Tracy measures the wall clock time between pipeline entry and exit. It does that for every invocation of the pipeline, and then reports various statistics as shown in the screenshot: mean time per invocation, among others. The mean over all 48 invocations of the pipeline is 39.6ms. The total time spent in all of these invocations (possibly coming from different threads is 1.9s). The Halide profiler on the other hand is very wrong: it shows 665ms of total runtime, and averaged over the 48 invocations of it, it gives 13.8ms.

My guess is that two simultaneous invocations of the same pipeline coming from two different threads, are actually only billed as one? As I mentioned earlier, I don't see any mechanism in the code that would account for the fact that two threads might be doing different work: I just see halide_profiler_state::current_func, which sort of suggest to me that the profiler can only be aware of one Func running at any given time in the entire program.

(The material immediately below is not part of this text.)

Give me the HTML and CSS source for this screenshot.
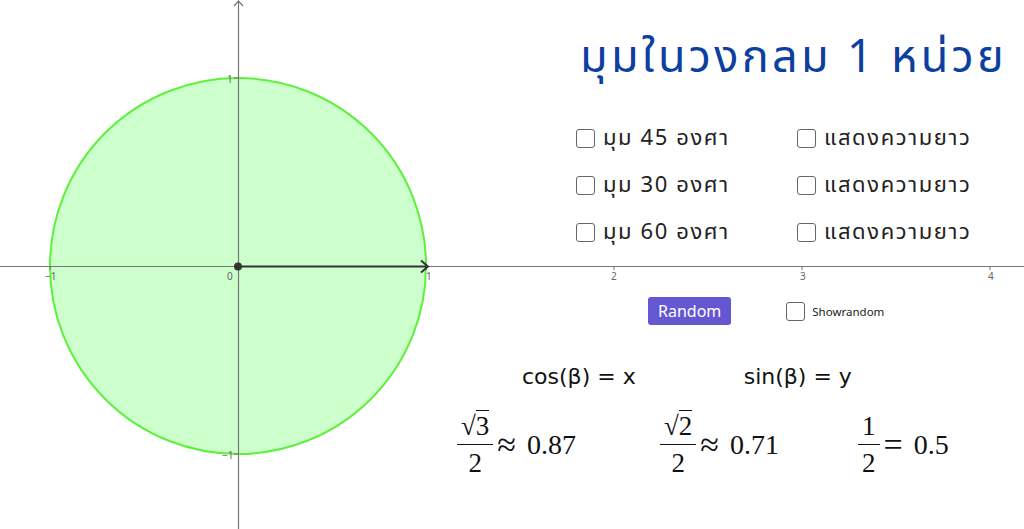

Multiple threads running the same pipeline get billed to the same entry. That should still work because total time will be the time from both instances, and total runs will be the number of runs for both instances.

I don't see how that would be true, given what I just typed out above. More specifically, the Halide profiler sampling thread code bills each loop iteration time only once (i.e., to one function).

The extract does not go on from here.